Time to stop being reasonable on reasonable adjustment failure

TASO - the Office for Students (OfS) funded charity that aims to determine “what works” to eliminate equality gaps - has a new report out on both transition support and mapping reasonable adjustments.

Jim is an Associate Editor (SUs) at Wonkhe

On the latter, there’s nothing wrong with the report per se – but not only does it feel like we’ve read a lot of it before, it also feels like even if the recommendations were taken up, they wouldn’t move the dial on students being able to access their education.

Part of the problem with the OfS approach to access and participation that TASO exists in the slipstream of is that the regulator is pretty much obsessed with outcomes to the detriment of experience.

So while “a few” respondents were able to identify the relationship between the implementation of reasonable adjustments and outcomes such as awarding gaps, they were unclear about what methods they would use to monitor impact in these areas or to create Type-3 evidence.

It would, I guess, be nice to know. But even if those adjustments had literally no impact whatsoever on educational outcomes, students have a right to them – “right” being, incidentally, a word that isn’t found in the report at all.

Put another way, if having reasonable adjustments in place only shifted the dial a tiny amount on outcomes versus some other sort of intervention, it’s not an option for providers to de-prioritise sorting out the myriad issues identified in the report over things like communication between departments, having to repeatedly re-share information, inconsistency in applying adjustments or students experiencing long delays in getting those adjustments in place.

They have a right to them. A universal right to them. Now.

Meanwhile the extent to which the anticipatory duty is fulfilled (providers must plan and take a strategic approach to addressing the barriers that potentially impede disabled students) differs – progress is “slow” and in some areas, staff continue to “lack an understanding” of what is reasonable within an anticipatory lens, such as flexibility around attendance or the format of assessment.

In other words, it’s fourteen years since the Equality Act 2010, yet those providers are (still) breaking the law.

It’s why the fairly lacklustre recommendations are so disappointing. I’ve read endless reports that say the same things – increased collaboration between academic staff and disability services staff, streamlining information systems, promoting universal design for learning, and offering comprehensive training to staff. But still they don’t seem to be happening.

Maybe this wasn’t the remit of the report, but for me there’s four things that would move the dial here.

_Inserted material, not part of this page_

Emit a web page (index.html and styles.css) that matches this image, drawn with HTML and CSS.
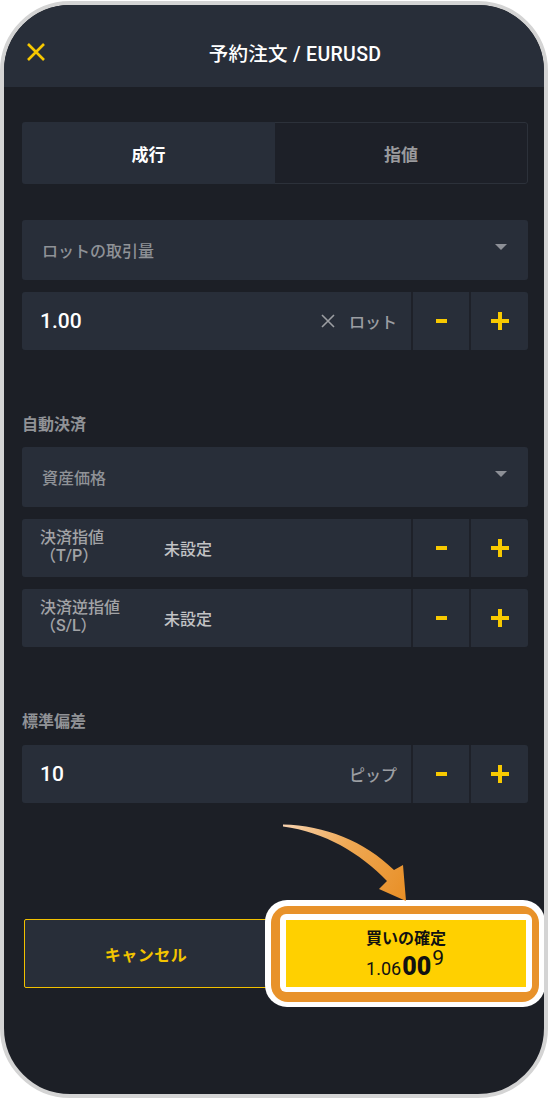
FILE: index.html
```html
<!DOCTYPE html>
<html lang="ja">
<head>
<meta charset="utf-8">
<title>予約注文 / EURUSD</title>
<link rel="stylesheet" href="styles.css">
</head>
<body>
<div class="phone">
  <header class="header">
    <svg class="close" width="20" height="20" viewBox="0 0 20 20" aria-hidden="true">
      <path d="M2 2 L18 18 M18 2 L2 18" stroke="#f7c800" stroke-width="2.6" stroke-linecap="butt" fill="none"/>
    </svg>
    <h1 class="title">予約注文 / EURUSD</h1>
  </header>

  <main class="content">
    <div class="tabs">
      <div class="tab tab-active">成行</div>
      <div class="tab">指値</div>
    </div>

    <div class="select select-first">
      <span class="select-text">ロットの取引量</span>
      <span class="caret"></span>
    </div>

    <div class="stepper">
      <div class="field">
        <span class="value">1.00</span>
        <span class="unit">
          <svg class="unit-x" width="14" height="14" viewBox="0 0 14 14" aria-hidden="true">
            <path d="M1 1 L13 13 M13 1 L1 13" stroke="#9c9ea2" stroke-width="1.6" fill="none"/>
          </svg>
          ロット
        </span>
      </div>
      <div class="step"><span class="minus"></span></div>
      <div class="step"><span class="plus"></span></div>
    </div>

    <div class="section-label label-auto">自動決済</div>

    <div class="select">
      <span class="select-text">資産価格</span>
      <span class="caret"></span>
    </div>

    <div class="stepper">
      <div class="field">
        <span class="two-line">決済指値<br>（T/P）</span>
        <span class="unset">未設定</span>
      </div>
      <div class="step"><span class="minus"></span></div>
      <div class="step"><span class="plus"></span></div>
    </div>

    <div class="stepper">
      <div class="field">
        <span class="two-line">決済逆指値<br>（S/L）</span>
        <span class="unset">未設定</span>
      </div>
      <div class="step"><span class="minus"></span></div>
      <div class="step"><span class="plus"></span></div>
    </div>

    <div class="section-label label-dev">標準偏差</div>

    <div class="stepper stepper-tight">
      <div class="field">
        <span class="value">10</span>
        <span class="unit">ピップ</span>
      </div>
      <div class="step"><span class="minus"></span></div>
      <div class="step"><span class="plus"></span></div>
    </div>

    <div class="actions">
      <div class="btn-cancel">キャンセル</div>
      <div class="btn-buy">
        <div class="highlight"><div class="hl-orange"><div class="hl-inner"></div></div></div>
        <div class="buy-face">
          <span class="buy-title">買いの確定</span>
          <span class="buy-price"><span class="p-small">1.06</span><span class="p-big">00</span><span class="p-sup">9</span></span>
        </div>
      </div>
    </div>
  </main>

  <svg class="arrow" width="140" height="95" viewBox="275 815 140 95" aria-hidden="true">
    <defs>
      <linearGradient id="ag" x1="283" y1="825" x2="405" y2="900" gradientUnits="userSpaceOnUse">
        <stop offset="0" stop-color="#f7d3b0"/>
        <stop offset="0.45" stop-color="#efa955"/>
        <stop offset="1" stop-color="#e88f26"/>
      </linearGradient>
    </defs>
    <path d="M283 824.5 C325 825.5 364 841 394 870 L403 865 L406 901 L379 889 L387 881 C360 853 325 832 283 826.5 Z" fill="url(#ag)"/>
  </svg>
</div>
</body>
</html>
```

FILE: styles.css
```css
* { box-sizing: border-box; }

html, body {
  margin: 0;
  padding: 0;
  background: #ffffff;
}

body {
  font-family: Roboto, "Noto Sans CJK JP", sans-serif;
  width: 550px;
  height: 1099px;
  overflow: hidden;
}

.phone {
  position: relative;
  width: 548px;
  height: 1097px;
  margin-top: 1px;
  border: 4px solid #d4d4d4;
  border-radius: 70px;
  background: #1c1f26;
  overflow: hidden;
  display: flex;
  flex-direction: column;
}

/* header */
.header {
  height: 82px;
  padding-top: 12px;
  background: #282e39;
  display: flex;
  align-items: center;
  position: relative;
  flex-shrink: 0;
}

.close {
  margin-left: 22px;
  flex-shrink: 0;
}

.title {
  margin: 0;
  flex: 1;
  text-align: center;
  padding-right: 0;
  font-size: 19.5px;
  font-weight: 500;
  color: #ffffff;
  letter-spacing: 0.3px;
}

/* content */
.content {
  padding: 0 16px 0 18px;
  display: flex;
  flex-direction: column;
}

.tabs {
  margin-top: 35px;
  height: 62px;
  display: grid;
  grid-template-columns: 253px 1fr;
  border-radius: 3px;
  overflow: hidden;
}

.tab {
  display: flex;
  align-items: center;
  justify-content: center;
  font-size: 17px;
  font-weight: 700;
  color: #9a9b9e;
  background: #1d2028;
  border: 1px solid #2c313a;
  border-left: none;
  border-radius: 0 3px 3px 0;
}

.tab-active {
  background: #282e39;
  color: #ffffff;
  border: none;
  border-radius: 0;
}

.select {
  margin-top: 12px;
  height: 60px;
  background: #282e39;
  border-radius: 3px;
  display: flex;
  align-items: center;
  justify-content: space-between;
  padding: 0 21px 0 20px;
}

.select-first {
  margin-top: 36px;
}

.select-text {
  font-size: 16px;
  font-weight: 500;
  color: #8f9297;
}

.caret {
  width: 0;
  height: 0;
  border-left: 6px solid transparent;
  border-right: 6px solid transparent;
  border-top: 6px solid #8d9097;
  margin-top: -6px;
}

.stepper {
  margin-top: 12px;
  height: 58px;
  display: grid;
  grid-template-columns: 1fr 56px 57px;
  column-gap: 2px;
  background: #1e2129;
  border-radius: 3px;
  overflow: hidden;
}

.field {
  background: #282e39;
  display: flex;
  align-items: center;
  padding: 0 14px 0 18px;
}

.value {
  font-size: 21px;
  font-weight: 500;
  color: #ffffff;
  flex: 1;
}

.unit {
  font-size: 16px;
  font-weight: 500;
  color: #9c9ea2;
  display: flex;
  align-items: center;
}

.unit-x {
  margin-right: 14px;
}

.two-line {
  width: 124px;
  font-size: 16px;
  line-height: 18px;
  font-weight: 500;
  color: #a2a3a6;
  margin-top: -2px;
}

.unset {
  font-size: 16px;
  font-weight: 500;
  color: #c2c3c5;
}

.step {
  background: #282e39;
  display: flex;
  align-items: center;
  justify-content: center;
}

.minus {
  display: block;
  width: 11px;
  height: 4px;
  background: #f8c900;
}

.plus {
  display: block;
  position: relative;
  width: 18px;
  height: 18px;
}

.plus::before,
.plus::after {
  content: "";
  position: absolute;
  background: #f8c900;
}

.plus::before {
  left: 0;
  top: 7px;
  width: 18px;
  height: 4px;
}

.plus::after {
  left: 7px;
  top: 0;
  width: 4px;
  height: 18px;
}

.section-label {
  font-size: 16px;
  line-height: 20px;
  font-weight: 700;
  color: #909296;
}

.label-auto {
  margin-top: 65px;
}

.label-dev {
  margin-top: 65px;
}

.label-auto + .select {
  margin-top: 12px;
}

.stepper-tight {
  margin-top: 13px;
}

/* bottom actions */
.actions {
  margin-top: 116px;
  padding: 0 2px;
  display: grid;
  grid-template-columns: 248px 240px;
  column-gap: 14px;
  align-items: center;
}

.btn-cancel {
  height: 69px;
  background: #282e39;
  border: 1.5px solid #f1c000;
  border-radius: 2px;
  display: flex;
  align-items: center;
  justify-content: center;
  font-size: 16px;
  font-weight: 700;
  color: #f3c400;
  padding-right: 4px;
  letter-spacing: 0.5px;
}

.btn-buy {
  position: relative;
  height: 67px;
}

.highlight {
  position: absolute;
  top: -20px;
  bottom: -20px;
  left: -21px;
  right: -19px;
  background: #ffffff;
  border-radius: 22px;
  padding: 6px 6px 5px 6px;
}

.hl-orange {
  width: 100%;
  height: 100%;
  background: #e8922a;
  border-radius: 17px;
  padding: 8px 7px 10px 9px;
}

.hl-inner {
  width: 100%;
  height: 100%;
  background: #ffffff;
  border-radius: 6px;
}

.buy-face {
  position: relative;
  height: 100%;
  background: #ffd000;
  display: flex;
  flex-direction: column;
  align-items: center;
  justify-content: flex-start;
  color: #111111;
  padding-top: 10px;
}

.buy-title {
  font-size: 16px;
  line-height: 18px;
  font-weight: 700;
}

.buy-price {
  margin-top: 8px;
  height: 22px;
  line-height: 22px;
  display: flex;
  align-items: baseline;
  padding-right: 2px;
}

.p-small {
  font-size: 18px;
}

.p-big {
  font-size: 25px;
  font-weight: 900;
  margin-left: 1px;
}

.p-sup {
  align-self: flex-start;
  font-size: 21px;
  line-height: 14px;
  margin-top: -5px;
  margin-left: 1px;
}

.arrow {
  position: absolute;
  left: 271px;
  top: 810px;
}
```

First, we need a regulator that cares about compliance in this area. The idea that OfS is consulting on culture wars case studies right now but hasn’t got a condition of registration setting out what it would expect providers to be doing to meet their duties to disabled students under the Equality Act 2010 – including what it expects to see on the anticipatory/strategic duty – is as preposterous as it is offensive.

The second is about embedding advocacy. When disabled students – and, I might add, non-disabled students – understand their rights in this area, they’ll be able to put pressure on that an optional training course never can.

The third is about audit. Universities should be expected to self-audit any gaps in delivery of reasonable adjustment plans and commit to compensating or closing the gaps in response.

It’s both odd and quite outrageous that a university says to a student “here’s our plan” to be legally compliant and often takes no steps at all to ensure that that plan has been delivered, other than waiting for complaints from students least likely to have the energy to pursue them.

Then if a student or group of students made a notification to the regulator that it then believed ought reasonably to have been picked up in the self-assessment, action could be taken. That should sharpen minds on ensuring plans are followed. And it’s why – in Sweden – as well as course reps, there’s reps for the study environment who are trained in this sort of stuff.

And then there’s stats. Commercial and financial imperatives drive participation in all sorts of surveys and league tables – but as no such commercial drivers exist for disabled students, an equivalent should be driven by the regulator.

A bolt-on to the NSS for students who believe themselves to be disabled, with pressure to address failings highlighted by the results, would be a real boost. And a requirement to follow up with paid focus group participation, process mapping to address problems and a published improvement action plan to address issues in each provider would likely see real improvements.

The point is that plenty of people think we have a wicked problem (complex, hard to resolve, multiple accountabilities) and deploy tame solutions (training courses, waiting for complaints). But this is a critical problem for these students – and in that scenario, it’s the regulator’s job to turn the heat up so it’s treated like that inside universities.

That’s not to suggest that disability staff (and, indeed, academic staff) are anything other than overworked, or that the funding is there or the systems are there to address all of this. But on that weekend in 2020 when it looked like every student was going to be unable to access their education, Gold Command teams plonked it on the top of the priority lists, senior managers treated it like a crisis, and solutions were found.

That the sector continues to treat disabled students not being able to access their education as anything other than an emergency of that nature is a scandal.